Text: Ellen Bauer
Der Grundtyp des Utlandfriesischen Hauses ist ein friesisches Fachhaus mit wandnahem Innenständergerüst im Stall- und Wohnteil, das in sich ein stabiles Hausgerüst bildet.
In seiner konstruktiven Ähnlichkeit zum Niederdeutschen Hallenhaus, das auch in West- und Ostfriesland in frühester Form im 16. Jh. nachweisbar ist (V.G.), übernimmt das Ständergerüst die Statik des Hauses, und nicht die Außenwand. Ein Fach kennzeichnet das Maß zwischen zwei Ständern bzw. Sparren mit Deckenbalken. 9-15 Fach weisen auf den besser gestellten Besitzer (Bauer, Seefahrer, Kapitän) hin, 4-5 Fach messen oft nur die Häuser der „Kleinen Leute“, 7-9 Fach ist der häufigste Typ und hat dann Abmessungen (mit einem Achsmaß der Fache von 1,60-1,80 m) von ca. 8,00-8,50 m Breite und 14-18 m Länge.

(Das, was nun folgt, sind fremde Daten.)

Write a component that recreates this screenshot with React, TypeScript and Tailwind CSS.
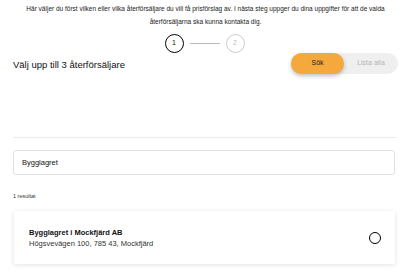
import React, { useState } from 'react';

const App: React.FC = () => {
  const [mode, setMode] = useState<'search' | 'list'>('search');
  const [query, setQuery] = useState('Bygglagret');

  return (
    <div className="min-h-screen bg-white text-[#111] font-['Liberation_Sans',Arial,sans-serif]">
      <div className="pl-[13px] pr-[4px]">
        {/* Intro */}
        <p className="pt-[2px] text-center text-[6.5px] leading-[13px] text-[#222] pl-[2px]">
          Här väljer du först vilken eller vilka återförsäljare du vill få prisförslag av. I nästa steg uppger du dina uppgifter för att de valda
          <br />
          återförsäljarna ska kunna kontakta dig.
        </p>

        {/* Stepper */}
        <div className="mt-[6px] flex items-center justify-center gap-[6px]">
          <div className="w-[19px] h-[19px] rounded-full border-[1.5px] border-black flex items-center justify-center text-[7px]">1</div>
          <div className="w-[30px] h-px bg-[#bbb]" />
          <div className="w-[19px] h-[19px] rounded-full border-[1.5px] border-[#ccc] flex items-center justify-center text-[7px] text-[#bbb]">2</div>
        </div>

        {/* Heading + toggle */}
        <div className="flex items-center justify-between">
          <h2 className="mt-[3px] text-[9.5px] text-[#111]">Välj upp till 3 återförsäljare</h2>
          <div className="flex items-center rounded-full bg-[#efefef] -mr-[2px]">
            <button
              onClick={() => setMode('search')}
              className={`w-[53px] h-[21px] rounded-full text-[7px] ${mode === 'search' ? 'bg-[#f5a93c] text-[#222] shadow-[0_2px_4px_rgba(0,0,0,0.25)]' : 'text-[#aaa]'}`}
            >
              Sök
            </button>
            <button
              onClick={() => setMode('list')}
              className={`w-[54px] h-[21px] rounded-full text-[7px] ${mode === 'list' ? 'bg-[#f5a93c] text-[#222]' : 'text-[#b5b5b5]'}`}
            >
              Lista alla
            </button>
          </div>
        </div>

        {/* Divider */}
        <div className="mt-[63px] h-px bg-[#ececec]" />

        {/* Search input */}
        <input
          value={query}
          onChange={(e) => setQuery(e.target.value)}
          className="mt-[12px] w-[382px] h-[25px] rounded-[3px] border border-[#e3e3e3] px-[8px] text-[7.5px] text-[#111] outline-none"
        />

        {/* Results */}
        <div className="mt-[17px] text-[5.5px] text-[#333]">1 resultat</div>

        <div className="mt-[11px] ml-px w-[381px] h-[53px] flex items-center justify-between pl-[15px] pr-[14px] bg-white shadow-[0_1px_5px_rgba(0,0,0,0.12)]">
          <div className="leading-[11px]">
            <div className="text-[7.5px] font-bold">Bygglagret i Mockfjärd AB</div>
            <div className="text-[7.5px] text-[#333]">Högsvevägen 100, 785 43, Mockfjärd</div>
          </div>
          <div className="w-[12px] h-[12px] rounded-full border-[1.5px] border-black" />
        </div>
      </div>
    </div>
  );
};

export default App;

Anklappungen mit Untersparren oder Aufsparren in ganzer Länge als Oplöper erweitern die Hausbreite zwischen den Ständern nach außen zur Wand. Es entsteht eine niedrige Traufe. Das bedeutet Ersparnis von Wandmaterial. Ehemals nicht tragende Plaggenwände, Flecht-Lehmwände und Holzwände werden vom 16. Jh. zunehmend durch gemauerte Wände verdrängt. Die Holzverkleidungen an den Giebeln weichen ebenso dem stabileren Mauerwerk.
Dieser historische Richtspruch (L.C.P.) sagt alles. Ohne Wände steht bereits „ein Haus“ da.
Auf der Hallig Langeness wird mit der verheerenden Flut von 1825 nahezu der ganze Hausbestand vernichtet. Der Wiederaufbau erfolgt in Ziegelbauweise. Wenige Reste des Ständerwerks sind integriert worden. Das Dachbalkenwerk wird nun auf tragende Ziegelwände aufgelegt. Eine stützende Mittelwand oder im Stall mittige Stützen ersetzen das ehemalige Ständergerüst, so die Bestandsaufnahmen des Buches der IG Baupflege „Sie überstanden die Grosse Flut“. Diese Häuser sind Beispiele des Utlandfriesischen Hauses ohne Innengerüst.
Das Innenständergerüst und seine konstruktiven Bauteile aus Holz (ältere in Eiche).
ST // Ständer / 2 Ständerreihen innen
F // Fundamentstein aus Granit (Findling) unter dem Ständer /„Sockelstein”
RÄ // Rähm / waagerecht als Längsverband über den Ständern verzapft – zwei Seiten
DB // Deckenbalken / quer aufgelegt auf beiden Rähmen
KB // Kopfbänder /schräge Hölzer stabilisieren Ständer mit DB (quer) oder RÄ (längs)/Zapfen mit Holznagel
SP // Sparren / verzapft am Ende der DB
HB // Hahnenbalken / hochliegender Kehlbalken/ Queraussteifung von jeweils 2 Sparren im Firstbereich (Zapfen/Holznagel) (Anblattung älteste Form)
OP // Oplöper / Aufsparren oder Zusatzsparren als Anklappung (bildet Kübbung)
DL // Dachlatten / urspr. dünne Baumlängen, auch halbiert als Schleten, später gesägt
KAT // Kattschur / innere schräge Brett-Verkleidung zwischen Rähm und Murplaat
KÜB // Kübbungsbalken / waagerechtes Holz / verbindet Innenständergerüst mit Aussenmauer
MA // Maueranker aus Holz / verkeilt aussen KÜB mit Aussenmauer ( später MA aus Schmiedeeisen)
MP // Murplaat oder Mauerbalken – Konstruktionsholz auf der Mauerkrone für SP-Fuss
AM // Aussenmauer - uspr.Holz / Holz- Lehmverstrich, später Ziegelstein /älteste Form Plaggen (Soden)
WÄ // Innenwände - urspr. Holzbohlen / später Mauerwerk
DD // Dachdeckung Reet, älteste Bindung mit Stroh (geflochtenes Reep), Kokos (gedreht), Draht
Utlandfriesisches Haus Langenhorn von 1669
2018/19 Freilegung. Bestandsskizzen und -fotos mit Notizen, siehe Bildergalerie. Fazit: Diese Konstruktion ist noch älter, siehe Kübbungsbalken aus Holz, als die schmiedeeisernen Maueranker vermuten lassen.